Many breastfeeding and pumping parents don’t want to take any OTC cold medications and ask what they can do instead. ⠀


So here are some ideas!



1. Rest - Get plenty of sleep! Give your body a break and time to heal. Try nursing your baby in bed while you rest (side-lying position works well for this). I know this can be difficult if you have a newborn but make this a priority (the laundry and dishes can wait).⠀


2. Water - Drink plenty of clear fluids to prevent dehydration. This also helps with congestion and thinning out mucus. Our body is about 60% water and is vital for all its functions. Staying hydrated is also important when making breast milk.

3. Garlic - Garlic has immune boosting properties. Raw is best (I know, this isn’t pleasant.) Or cook with it for added antioxidant and antibacterial properties.

4. Honey - Helps coat the throat and ease coughs and irritation. Take a spoonful or add it to warm water or tea.

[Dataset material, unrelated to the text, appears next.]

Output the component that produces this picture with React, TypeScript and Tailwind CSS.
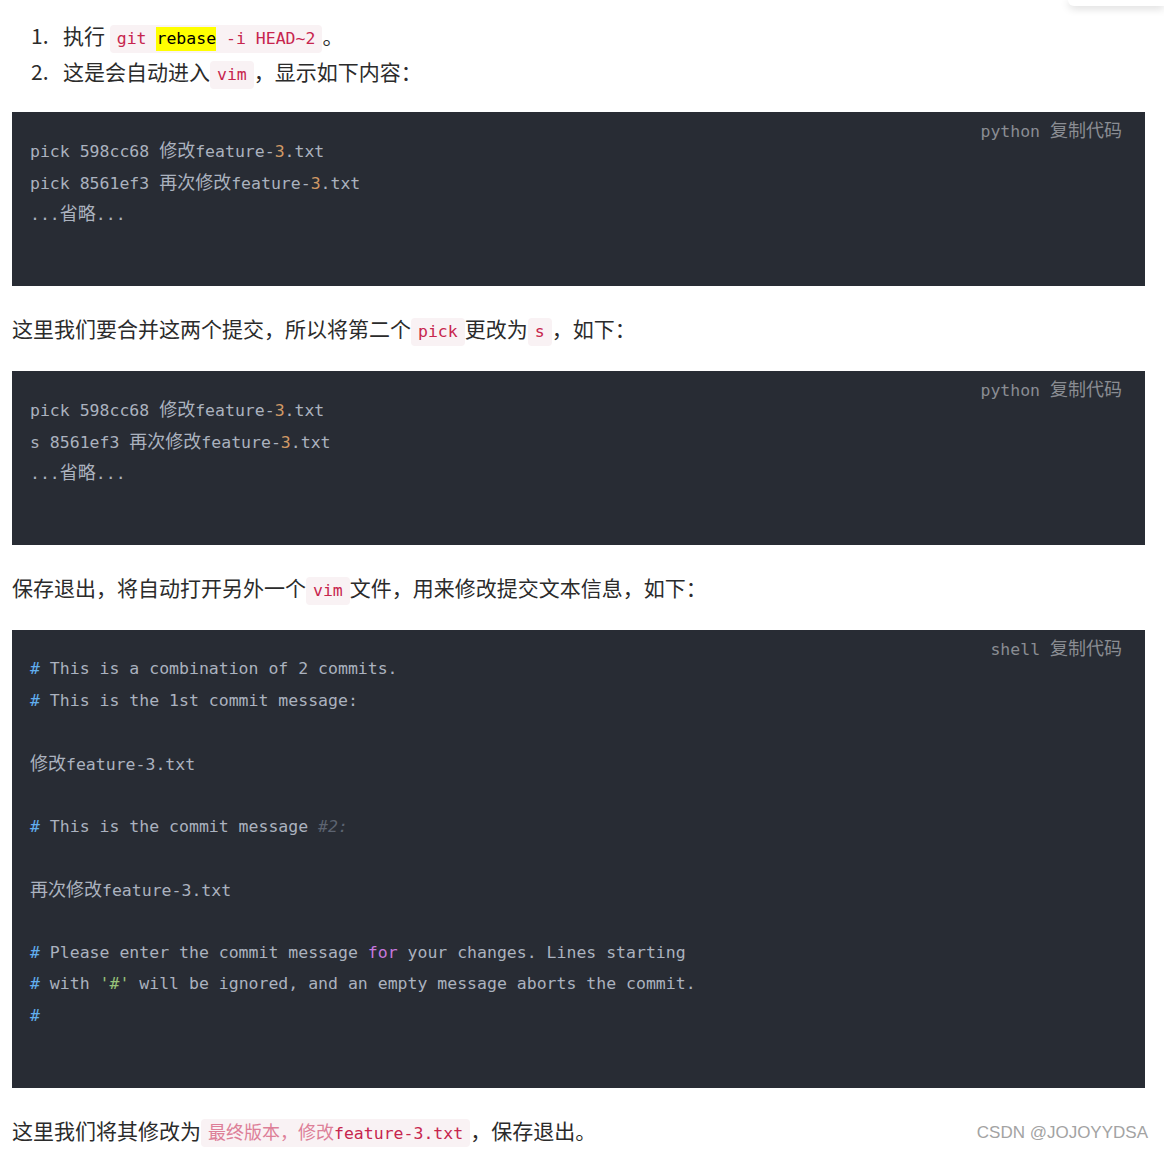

5. Salt - If you have a sore or irritated throat you can use salt to gargle to help ease pain, kill bacteria, and loosen mucus. Also, saline sprays or rinses can help with nasal congestion.

6. Steam - Use a humidifier at night or get in a hot steamy shower to help with congestion or cough.

7. Tea or warm broths - Helps soothe the throat and loosen mucus. Avoid herbal teas that may not be breastfeeding compatible.

8. Vitamin C - Eat vitamin C rich foods, such as oranges, kiwi or add lemon to your tea. High supplemented doses may be ok short term, as research has shown it only slightly increases vitamin C levels in breastmilk.



If these remedies aren’t enough and you need some further relief, there are some OTC meds that are compatible with breastfeeding. In general, it’s best to avoid anything that works as a decongestant as it may cause a reduction in your milk supply. If you are unsure, it’s always best to check with an IBCLC or a reputable site like Infant Risk Center.

Remember, the best thing to do for your baby when you are sick is to keep providing them with your breast milk. You cannot pass your cold to your baby through your breast milk, but you will pass them valuable antibodies to protect them from getting sick. If you notice your supply drop during your illness this is normal and temporary. Remember to keep breastfeeding or pumping frequently to keep up your supply as much as possible.